Tools for Data Scientists
Data scientists use various tools to analyze, manipulate, and visualize data. These tools help extract insights from large datasets for informed decision-making. This article highlights essential tools used by data scientists.
Jupyter Notebook
Jupyter Notebook is an open-source web application that allows data scientists to create and share documents with live code, equations, visualizations, and narrative text. It supports multiple programming languages, such as Python, R, and Julia. Jupyter Notebook provides an interactive environment for writing and executing code, visualizing data, and documenting the analysis process.
Pandas
Pandas is a powerful Python library for data manipulation and analysis. It offers data structures and functions for efficiently handling structured data like CSV files and SQL tables. Pandas includes functions for filtering, transforming, and aggregating data, making it essential for data cleaning and preprocessing. It integrates well with other Python libraries for data visualization and analysis, such as Matplotlib and NumPy.
Apache Spark
Apache Spark is a distributed computing system designed for big data processing. It provides a unified analytics engine for large-scale data processing, machine learning, and graph processing. Spark's main abstraction, the Resilient Distributed Dataset (RDD), enables data scientists to perform distributed computations across a cluster.
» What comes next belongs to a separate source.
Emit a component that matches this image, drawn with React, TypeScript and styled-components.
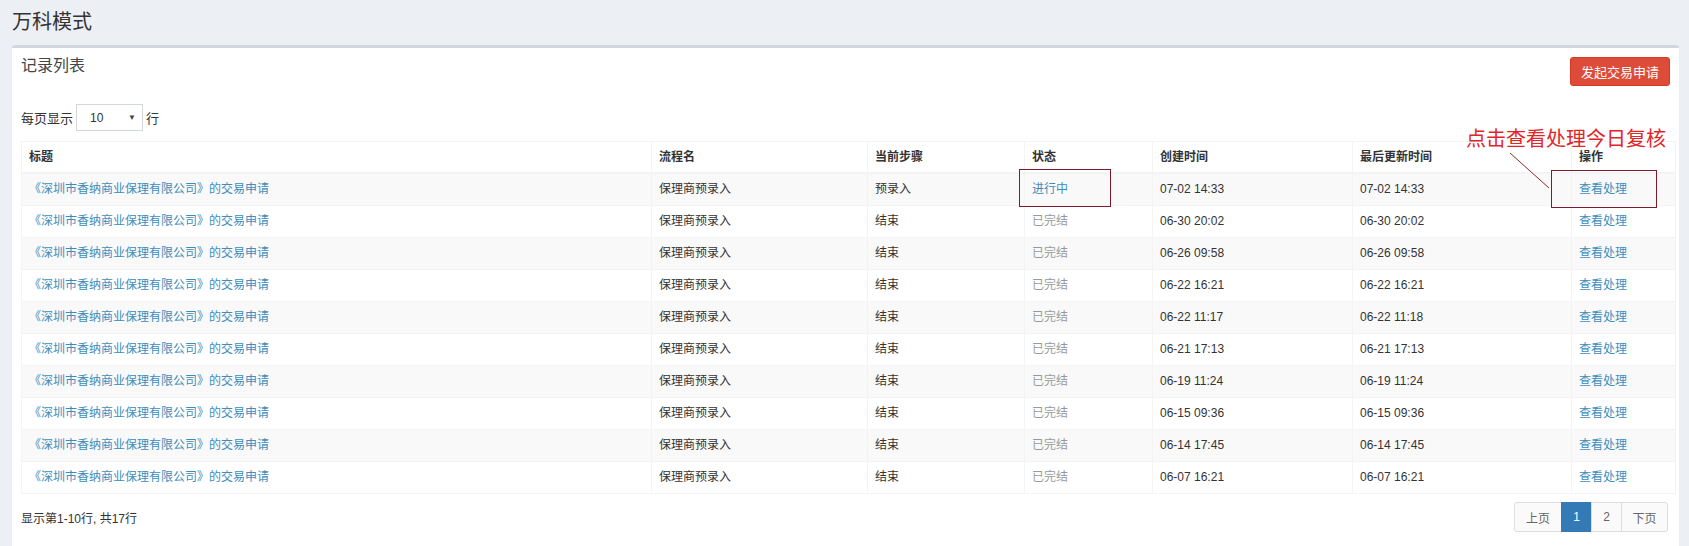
import React from 'react';
import styled, { createGlobalStyle } from 'styled-components';

// ============================================================================
// DATA
// ============================================================================

interface Record {
  step: string;
  status: 'running' | 'done';
  created: string;
  updated: string;
}

const RECORDS: Record[] = [
  { step: '预录入', status: 'running', created: '07-02 14:33', updated: '07-02 14:33' },
  { step: '结束', status: 'done', created: '06-30 20:02', updated: '06-30 20:02' },
  { step: '结束', status: 'done', created: '06-26 09:58', updated: '06-26 09:58' },
  { step: '结束', status: 'done', created: '06-22 16:21', updated: '06-22 16:21' },
  { step: '结束', status: 'done', created: '06-22 11:17', updated: '06-22 11:18' },
  { step: '结束', status: 'done', created: '06-21 17:13', updated: '06-21 17:13' },
  { step: '结束', status: 'done', created: '06-19 11:24', updated: '06-19 11:24' },
  { step: '结束', status: 'done', created: '06-15 09:36', updated: '06-15 09:36' },
  { step: '结束', status: 'done', created: '06-14 17:45', updated: '06-14 17:45' },
  { step: '结束', status: 'done', created: '06-07 16:21', updated: '06-07 16:21' },
];

const COLUMNS = [
  { label: '标题', width: 630 },
  { label: '流程名', width: 216 },
  { label: '当前步骤', width: 157 },
  { label: '状态', width: 128 },
  { label: '创建时间', width: 200 },
  { label: '最后更新时间', width: 219 },
  { label: '操作', width: 104 },
];

// ============================================================================
// STYLED COMPONENTS
// ============================================================================

const GlobalStyle = createGlobalStyle`
  html, body {
    margin: 0;
    padding: 0;
    background: #ecf0f5;
    font-family: "Liberation Sans", "Noto Sans CJK SC", sans-serif;
    color: #333;
  }
`;

const Page = styled.div`
  position: relative;
  width: 1689px;
  height: 546px;
  overflow: hidden;
  padding: 0 10px 0 12px;
  box-sizing: border-box;
`;

const PageTitle = styled.h1`
  margin: 0;
  height: 45px;
  line-height: 44px;
  font-size: 20px;
  font-weight: normal;
  color: #333;
`;

const Box = styled.div`
  width: 1667px;
  min-height: 520px;
  background: #fff;
  border-top: 3px solid #d2d6de;
  border-radius: 3px;
  box-shadow: 0 1px 1px rgba(0, 0, 0, 0.1);
  padding: 0 4px 0 9px;
  box-sizing: border-box;
`;

const BoxHeader = styled.div`
  display: flex;
  justify-content: space-between;
  align-items: flex-start;
  padding-top: 7px;
`;

const BoxTitle = styled.h3`
  margin: 0;
  font-size: 16px;
  line-height: 21px;
  font-weight: normal;
  color: #444;
`;

const DangerButton = styled.button`
  margin: 2px 5px 0 0;
  height: 29px;
  padding: 0 10px;
  background: #dd4b39;
  border: 1px solid #d73925;
  border-radius: 3px;
  color: #fff;
  font-family: inherit;
  font-size: 13px;
`;

const LengthRow = styled.div`
  display: flex;
  align-items: center;
  gap: 3px;
  margin-top: 18px;
  height: 27px;
  font-size: 13px;
`;

const SelectBox = styled.div`
  display: flex;
  align-items: center;
  justify-content: space-between;
  width: 67px;
  height: 27px;
  padding: 0 6px 0 13px;
  box-sizing: border-box;
  border: 1px solid #d2d6de;
  font-size: 12px;
  color: #333;
`;

const Caret = styled.span`
  font-size: 8px;
  color: #444;
`;

const Table = styled.table`
  margin-top: 10px;
  width: 1654px;
  table-layout: fixed;
  border-collapse: collapse;
  border: 1px solid #f4f4f4;
  font-size: 12px;
`;

const Th = styled.th`
  text-align: left;
  font-weight: bold;
  color: #333;
  line-height: 17px;
  padding: 7px 7px 6px;
  border: 1px solid #f4f4f4;
  border-bottom: 2px solid #f4f4f4;
`;

const Tr = styled.tr<{ $striped: boolean }>`
  background: ${({ $striped }) => ($striped ? '#f9f9f9' : '#fff')};
`;

const Td = styled.td`
  line-height: 17px;
  padding: 7px 7px;
  border: 1px solid #f4f4f4;
  color: #333;
  white-space: nowrap;
`;

const Link = styled.a`
  color: #3c8dbc;
  text-decoration: none;
`;

const Muted = styled.span`
  color: #999;
`;

const Footer = styled.div`
  display: flex;
  justify-content: space-between;
  align-items: center;
  margin-top: 8px;
  padding-right: 7px;
  font-size: 12px;
`;

const Pagination = styled.ul`
  display: flex;
  margin: 0;
  padding: 0;
  list-style: none;
`;

const PageItem = styled.li<{ $active?: boolean; $w: number }>`
  width: ${({ $w }) => $w}px;
  height: 30px;
  box-sizing: border-box;
  display: flex;
  align-items: center;
  justify-content: center;
  font-size: 12px;
  color: ${({ $active }) => ($active ? '#fff' : '#666')};
  background: ${({ $active }) => ($active ? '#337ab7' : '#fafafa')};
  border: 1px solid ${({ $active }) => ($active ? '#337ab7' : '#ddd')};
  margin-left: -1px;

  &:first-child {
    margin-left: 0;
    border-radius: 3px 0 0 3px;
  }

  &:last-child {
    border-radius: 0 3px 3px 0;
  }
`;

// Annotation overlay (red callouts drawn over the screenshot)
const MarkBox = styled.div`
  position: absolute;
  border: 1px solid #7b1c2c;
  box-sizing: border-box;
`;

const MarkText = styled.div`
  position: absolute;
  left: 1466px;
  top: 126px;
  font-size: 20px;
  line-height: 24px;
  color: #e1262b;
  white-space: nowrap;
  font-family: "Noto Sans CJK SC", sans-serif;
`;

const MarkLine = styled.svg`
  position: absolute;
  left: 1505px;
  top: 150px;
  overflow: visible;
`;

// ============================================================================
// COMPONENT
// ============================================================================

export default function App() {
  return (
    <>
      <GlobalStyle />
      <Page>
        <PageTitle>万科模式</PageTitle>

        <Box>
          <BoxHeader>
            <BoxTitle>记录列表</BoxTitle>
            <DangerButton>发起交易申请</DangerButton>
          </BoxHeader>

          <LengthRow>
            每页显示
            <SelectBox>
              <span>10</span>
              <Caret>▼</Caret>
            </SelectBox>
            行
          </LengthRow>

          <Table>
            <colgroup>
              {COLUMNS.map((c) => (
                <col key={c.label} style={{ width: c.width }} />
              ))}
            </colgroup>
            <thead>
              <tr>
                {COLUMNS.map((c) => (
                  <Th key={c.label}>{c.label}</Th>
                ))}
              </tr>
            </thead>
            <tbody>
              {RECORDS.map((r, i) => (
                <Tr key={i} $striped={i % 2 === 0}>
                  <Td>
                    <Link>《深圳市香纳商业保理有限公司》的交易申请</Link>
                  </Td>
                  <Td>保理商预录入</Td>
                  <Td>{r.step}</Td>
                  <Td>
                    {r.status === 'running' ? <Link>进行中</Link> : <Muted>已完结</Muted>}
                  </Td>
                  <Td>{r.created}</Td>
                  <Td>{r.updated}</Td>
                  <Td>
                    <Link>查看处理</Link>
                  </Td>
                </Tr>
              ))}
            </tbody>
          </Table>

          <Footer>
            <span>显示第1-10行, 共17行</span>
            <Pagination>
              <PageItem $w={48}>上页</PageItem>
              <PageItem $w={31} $active>1</PageItem>
              <PageItem $w={31}>2</PageItem>
              <PageItem $w={47}>下页</PageItem>
            </Pagination>
          </Footer>
        </Box>

        {/* callouts */}
        <MarkBox style={{ left: 1019, top: 169, width: 92, height: 38 }} />
        <MarkBox style={{ left: 1551, top: 170, width: 106, height: 38 }} />
        <MarkText>点击查看处理今日复核</MarkText>
        <MarkLine width="50" height="40">
          <line x1="5" y1="3" x2="44" y2="38" stroke="#8b2a2a" strokeWidth="1" />
        </MarkLine>
      </Page>
    </>
  );
}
Its ability to handle large datasets and support for various data sources makes Spark valuable for data scientists.
TensorFlow
TensorFlow is an open-source machine learning framework developed by Google. It offers a comprehensive ecosystem of tools, libraries, and resources for building and deploying machine learning models. TensorFlow's flexible architecture allows data scientists to develop models with high-level APIs or customize them with low-level operations. It supports both deep learning and traditional machine learning algorithms, suitable for various data science tasks.
Tableau
Tableau is a widely used data visualization tool that helps create interactive visualizations. It features a drag-and-drop interface, enabling users to create visualizations without coding. Tableau supports various data sources and offers a diverse range of visualization options, including charts, graphs, maps, and dashboards. With Tableau, data scientists can effectively communicate their findings and present complex data in an engaging manner.
D3.js
D3.js is a JavaScript library for creating dynamic and interactive data visualizations in web browsers. It provides tools for manipulating documents based on data, allowing data scientists to create custom visualizations tailored to their needs. D3.js offers precise control over every aspect of a visualization, from data to appearance and interactivity. Its extensive documentation and active community make it a popular choice for unique and engaging visualizations.
These tools represent a selection of the many resources available to data scientists. Each tool has specific strengths, and choosing the right tool often depends on the project's requirements.